Transcribe every line exactly and omit anything that is a picture.

### Source data
** BEGIN **

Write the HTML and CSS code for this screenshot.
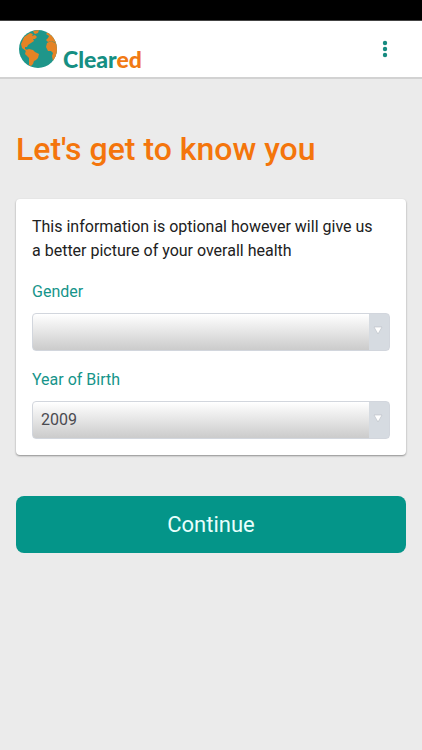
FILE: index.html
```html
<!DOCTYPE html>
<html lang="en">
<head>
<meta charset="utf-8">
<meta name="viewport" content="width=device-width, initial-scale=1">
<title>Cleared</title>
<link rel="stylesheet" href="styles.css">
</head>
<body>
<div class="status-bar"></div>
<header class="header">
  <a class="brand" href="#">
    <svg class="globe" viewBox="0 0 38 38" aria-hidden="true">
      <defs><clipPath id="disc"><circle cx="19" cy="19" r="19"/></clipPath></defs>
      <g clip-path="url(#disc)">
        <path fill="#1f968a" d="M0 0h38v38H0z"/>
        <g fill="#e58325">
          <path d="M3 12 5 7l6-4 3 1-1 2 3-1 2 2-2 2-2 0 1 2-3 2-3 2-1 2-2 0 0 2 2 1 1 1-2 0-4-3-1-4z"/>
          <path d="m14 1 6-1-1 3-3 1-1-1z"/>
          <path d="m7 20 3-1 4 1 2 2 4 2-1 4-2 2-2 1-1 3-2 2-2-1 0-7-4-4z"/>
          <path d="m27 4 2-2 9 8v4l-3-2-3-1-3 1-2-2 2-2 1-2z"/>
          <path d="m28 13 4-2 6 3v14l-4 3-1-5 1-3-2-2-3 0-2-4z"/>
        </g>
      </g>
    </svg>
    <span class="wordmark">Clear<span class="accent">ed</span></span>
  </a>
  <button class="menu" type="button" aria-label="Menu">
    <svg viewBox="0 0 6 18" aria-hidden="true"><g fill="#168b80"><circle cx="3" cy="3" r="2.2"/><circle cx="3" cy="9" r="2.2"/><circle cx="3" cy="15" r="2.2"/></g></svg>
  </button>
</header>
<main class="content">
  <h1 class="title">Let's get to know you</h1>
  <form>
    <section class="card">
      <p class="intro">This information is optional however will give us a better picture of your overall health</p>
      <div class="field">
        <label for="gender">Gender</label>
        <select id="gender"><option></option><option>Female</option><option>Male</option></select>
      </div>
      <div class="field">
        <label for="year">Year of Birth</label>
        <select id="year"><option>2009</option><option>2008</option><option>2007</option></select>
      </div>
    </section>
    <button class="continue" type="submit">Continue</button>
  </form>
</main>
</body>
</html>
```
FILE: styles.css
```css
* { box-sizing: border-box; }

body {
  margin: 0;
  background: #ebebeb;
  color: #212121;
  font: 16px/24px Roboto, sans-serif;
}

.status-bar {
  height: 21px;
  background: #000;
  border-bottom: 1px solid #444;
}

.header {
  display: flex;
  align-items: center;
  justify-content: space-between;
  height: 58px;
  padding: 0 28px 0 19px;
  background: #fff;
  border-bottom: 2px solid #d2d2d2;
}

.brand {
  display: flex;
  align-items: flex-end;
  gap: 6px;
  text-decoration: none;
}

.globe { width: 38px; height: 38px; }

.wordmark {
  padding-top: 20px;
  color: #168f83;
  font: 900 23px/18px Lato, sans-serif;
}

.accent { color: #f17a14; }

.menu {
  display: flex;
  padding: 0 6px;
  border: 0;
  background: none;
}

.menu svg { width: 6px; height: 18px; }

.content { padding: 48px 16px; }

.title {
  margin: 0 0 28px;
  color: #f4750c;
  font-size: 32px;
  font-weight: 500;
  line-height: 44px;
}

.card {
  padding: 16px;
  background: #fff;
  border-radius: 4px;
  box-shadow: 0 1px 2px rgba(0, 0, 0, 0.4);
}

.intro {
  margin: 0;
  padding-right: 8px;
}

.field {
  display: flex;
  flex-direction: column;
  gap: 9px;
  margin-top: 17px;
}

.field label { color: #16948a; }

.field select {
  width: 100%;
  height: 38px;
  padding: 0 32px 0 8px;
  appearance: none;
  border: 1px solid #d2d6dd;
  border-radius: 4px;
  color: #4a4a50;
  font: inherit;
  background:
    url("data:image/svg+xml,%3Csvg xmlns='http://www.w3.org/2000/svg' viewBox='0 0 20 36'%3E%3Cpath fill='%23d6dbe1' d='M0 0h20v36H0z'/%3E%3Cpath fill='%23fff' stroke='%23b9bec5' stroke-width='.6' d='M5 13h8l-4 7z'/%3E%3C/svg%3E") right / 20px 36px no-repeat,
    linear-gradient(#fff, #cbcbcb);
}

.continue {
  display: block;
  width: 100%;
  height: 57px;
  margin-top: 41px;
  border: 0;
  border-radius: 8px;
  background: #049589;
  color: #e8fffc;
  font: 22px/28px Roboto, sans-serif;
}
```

** END **

### Solution for this problem
Write the HTML and CSS code for this screenshot.
FILE: index.html
```html
<!DOCTYPE html>
<html lang="en">
<head>
<meta charset="utf-8">
<meta name="viewport" content="width=device-width, initial-scale=1">
<title>Cleared</title>
<link rel="stylesheet" href="styles.css">
</head>
<body>
<div class="status-bar"></div>
<header class="header">
  <a class="brand" href="#">
    <svg class="globe" viewBox="0 0 38 38" aria-hidden="true">
      <defs><clipPath id="disc"><circle cx="19" cy="19" r="19"/></clipPath></defs>
      <g clip-path="url(#disc)">
        <path fill="#1f968a" d="M0 0h38v38H0z"/>
        <g fill="#e58325">
          <path d="M3 12 5 7l6-4 3 1-1 2 3-1 2 2-2 2-2 0 1 2-3 2-3 2-1 2-2 0 0 2 2 1 1 1-2 0-4-3-1-4z"/>
          <path d="m14 1 6-1-1 3-3 1-1-1z"/>
          <path d="m7 20 3-1 4 1 2 2 4 2-1 4-2 2-2 1-1 3-2 2-2-1 0-7-4-4z"/>
          <path d="m27 4 2-2 9 8v4l-3-2-3-1-3 1-2-2 2-2 1-2z"/>
          <path d="m28 13 4-2 6 3v14l-4 3-1-5 1-3-2-2-3 0-2-4z"/>
        </g>
      </g>
    </svg>
    <span class="wordmark">Clear<span class="accent">ed</span></span>
  </a>
  <button class="menu" type="button" aria-label="Menu">
    <svg viewBox="0 0 6 18" aria-hidden="true"><g fill="#168b80"><circle cx="3" cy="3" r="2.2"/><circle cx="3" cy="9" r="2.2"/><circle cx="3" cy="15" r="2.2"/></g></svg>
  </button>
</header>
<main class="content">
  <h1 class="title">Let's get to know you</h1>
  <form>
    <section class="card">
      <p class="intro">This information is optional however will give us a better picture of your overall health</p>
      <div class="field">
        <label for="gender">Gender</label>
        <select id="gender"><option></option><option>Female</option><option>Male</option></select>
      </div>
      <div class="field">
        <label for="year">Year of Birth</label>
        <select id="year"><option>2009</option><option>2008</option><option>2007</option></select>
      </div>
    </section>
    <button class="continue" type="submit">Continue</button>
  </form>
</main>
</body>
</html>
```
FILE: styles.css
```css
* { box-sizing: border-box; }

body {
  margin: 0;
  background: #ebebeb;
  color: #212121;
  font: 16px/24px Roboto, sans-serif;
}

.status-bar {
  height: 21px;
  background: #000;
  border-bottom: 1px solid #444;
}

.header {
  display: flex;
  align-items: center;
  justify-content: space-between;
  height: 58px;
  padding: 0 28px 0 19px;
  background: #fff;
  border-bottom: 2px solid #d2d2d2;
}

.brand {
  display: flex;
  align-items: flex-end;
  gap: 6px;
  text-decoration: none;
}

.globe { width: 38px; height: 38px; }

.wordmark {
  padding-top: 20px;
  color: #168f83;
  font: 900 23px/18px Lato, sans-serif;
}

.accent { color: #f17a14; }

.menu {
  display: flex;
  padding: 0 6px;
  border: 0;
  background: none;
}

.menu svg { width: 6px; height: 18px; }

.content { padding: 48px 16px; }

.title {
  margin: 0 0 28px;
  color: #f4750c;
  font-size: 32px;
  font-weight: 500;
  line-height: 44px;
}

.card {
  padding: 16px;
  background: #fff;
  border-radius: 4px;
  box-shadow: 0 1px 2px rgba(0, 0, 0, 0.4);
}

.intro {
  margin: 0;
  padding-right: 8px;
}

.field {
  display: flex;
  flex-direction: column;
  gap: 9px;
  margin-top: 17px;
}

.field label { color: #16948a; }

.field select {
  width: 100%;
  height: 38px;
  padding: 0 32px 0 8px;
  appearance: none;
  border: 1px solid #d2d6dd;
  border-radius: 4px;
  color: #4a4a50;
  font: inherit;
  background:
    url("data:image/svg+xml,%3Csvg xmlns='http://www.w3.org/2000/svg' viewBox='0 0 20 36'%3E%3Cpath fill='%23d6dbe1' d='M0 0h20v36H0z'/%3E%3Cpath fill='%23fff' stroke='%23b9bec5' stroke-width='.6' d='M5 13h8l-4 7z'/%3E%3C/svg%3E") right / 20px 36px no-repeat,
    linear-gradient(#fff, #cbcbcb);
}

.continue {
  display: block;
  width: 100%;
  height: 57px;
  margin-top: 41px;
  border: 0;
  border-radius: 8px;
  background: #049589;
  color: #e8fffc;
  font: 22px/28px Roboto, sans-serif;
}
```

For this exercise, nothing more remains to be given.